Sul Messico non c’è bisogno di fidarsi del mio giudizio. Una valutazione esperta è stata fornita dall’Economic Policy Institute, un istituto di ricerca altamente rispettato di Washington, in un studio sugli effetti del NAFTA sulla classe lavoratrice. Lo studio fu pubblicato in occasione dell’apertura del Summit delle Americhe nel Quebec l’aprile scorso, assieme ad uno studio sull’effetto del NAFTA sui diritti dei lavoratori, prodotto da Human Rights Watch. Entrambi gli studi trovarono il NAFTA uno di quegli accordi che riescono a danneggiare la maggior parte della popolazione in tutte le nazioni che lo sottoscrivono. Ma questa era la storia sbagliata: la conclusione necessaria, pronunciata con orgoglio dai vari leaders (e quindi dalla stampa), fu che il NAFTA era stato un grande successo, che doveva fornire il modello per il pianificato FTAA (Free Trade Area of the Americas - Libero Scambio delle Americhe). Perciò i due studi principali furono soppressi, con la solita e strabiliante ubbidienza ed unanimità. Lo studio dell’EPI riscontrò che l’effetto sui messicani era il più severo, senza sorpresa. I salari erano diminuiti costantemente a partire dall’imposizione delle riforme neoliberali nel corso degli anni 80. Ciò continuò con il NAFTA, con un 25% di diminuizione nel reddito dei lavoratori e del 40% dei lavoratori autonomi, un effetto amplificato dal rapido aumento dei lavoratori senza salario. Effetti simili furono trovati in tutta l’economia, compresa la diminuzione dell’investimento complessivo (nonostante un largo aumento dell’investimento all’estero). Un settore ridotto divenne estremamente ricco e gli investitori stranieri prosperarono. Ufficialmente lo scambio aumentò ma si trattò solo di una decisione a tavolino, che considera gli scambi interni ad una stessa multinazionale a cavallo dei confini come "scambio", un’idea che i liberali classici avrebbero trovato scandalosa. I dettagli sono rivelatori ma non posso esaminarli qui. Sono confermati da altri studi indipendenti e di fatto riportati abbastanza accuratamente dalla stampa economica.

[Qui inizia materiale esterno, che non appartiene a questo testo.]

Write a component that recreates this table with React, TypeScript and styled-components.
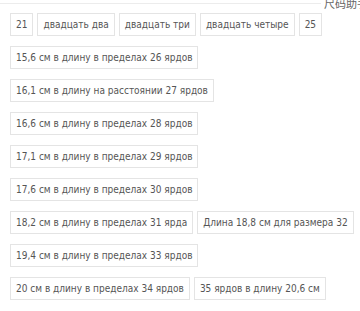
import React from 'react';
import styled, { createGlobalStyle } from 'styled-components';

const sizes = [
  '21',
  'двадцать два',
  'двадцать три',
  'двадцать четыре',
  '25',
  '15,6 см в длину в пределах 26 ярдов',
  '16,1 см в длину на расстоянии 27 ярдов',
  '16,6 см в длину в пределах 28 ярдов',
  '17,1 см в длину в пределах 29 ярдов',
  '17,6 см в длину в пределах 30 ярдов',
  '18,2 см в длину в пределах 31 ярда',
  'Длина 18,8 см для размера 32',
  '19,4 см в длину в пределах 33 ярдов',
  '20 см в длину в пределах 34 ярдов',
  '35 ярдов в длину 20,6 см',
];

const App = () => {
  return (
    <Page>
      <GlobalStyle />
      <Header>
        <Rule />
        <HelperLabel>尺码助手</HelperLabel>
      </Header>
      <SizeList>
        {sizes.map((s) => (
          <SizeOption key={s}>{s}</SizeOption>
        ))}
      </SizeList>
    </Page>
  );
};

export default App;

const GlobalStyle = createGlobalStyle`
  html, body {
    margin: 0;
    padding: 0;
    background: #fff;
    overflow: hidden;
  }
`;

const Page = styled.div`
  width: 360px;
  height: 311px;
  overflow: hidden;
  font-family: "DejaVu Sans Condensed", "Liberation Sans", "Noto Sans CJK SC", sans-serif;
`;

const Header = styled.div`
  display: flex;
  align-items: flex-start;
  height: 8px;
  margin-right: -8px;
`;

const Rule = styled.div`
  flex: 1;
  margin-top: 3px;
  border-top: 1px solid #ececec;
`;

const HelperLabel = styled.span`
  flex: 0 0 auto;
  margin-left: 3px;
  margin-top: -3px;
  font-size: 11px;
  line-height: 13px;
  color: #666;
  font-family: "Noto Sans CJK SC", sans-serif;
`;

const SizeList = styled.div`
  display: flex;
  flex-wrap: wrap;
  column-gap: 4px;
  row-gap: 10px;
  padding: 5px 0 0 10px;
`;

const SizeOption = styled.div`
  box-sizing: border-box;
  height: 23px;
  padding: 0 5px;
  border: 1px solid #e4e4e4;
  font-size: 10px;
  line-height: 21px;
  color: #555;
  white-space: nowrap;
  cursor: pointer;
`;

Ci sono già stati sollevamenti popolari in Messico. Gli zapatisti sono i più noti. In scala, il sollevamento più estremo, di gran lunga, è l’immensa fuga della popolazione al di là del confine, dove quelli che ce la fanno – molti no – lavorano per salari di miseria in condizioni illegali, facendo diminuire i costi dei beni per i consumatori e producendo profitti per l’economia agricola. Che il massiccio risentimento popolare possa incanalarsi e sfociare in un cambio sociale costruttivo è, come al solito, una questione di scelte e non di analisi.

Riferirsi al "potere di veto americano" è, ancora, altamente fuorviante. Qui "America" significa potere ideologico-politico-economico concentrato, che è contrastato dalla gran parte della popolazione interna attorno alle questioni che stiamo discutendo. Così il "potere di veto" è anche esercitato contro la popolazione degli Stati Uniti. Torniamo allo stesso problema. Nessuna risposta sensata può essere data a meno che non sfuggiamo alla presa dell’ideologia convenzionale e formuliamo le domande in termini corretti, non quelli dello scontro sociale ideologico. Quando ci riusciamo, raggiungiamo risposte piuttosto semplici ed importanti, penso, con molte conseguenze per la riflessione e l’azione.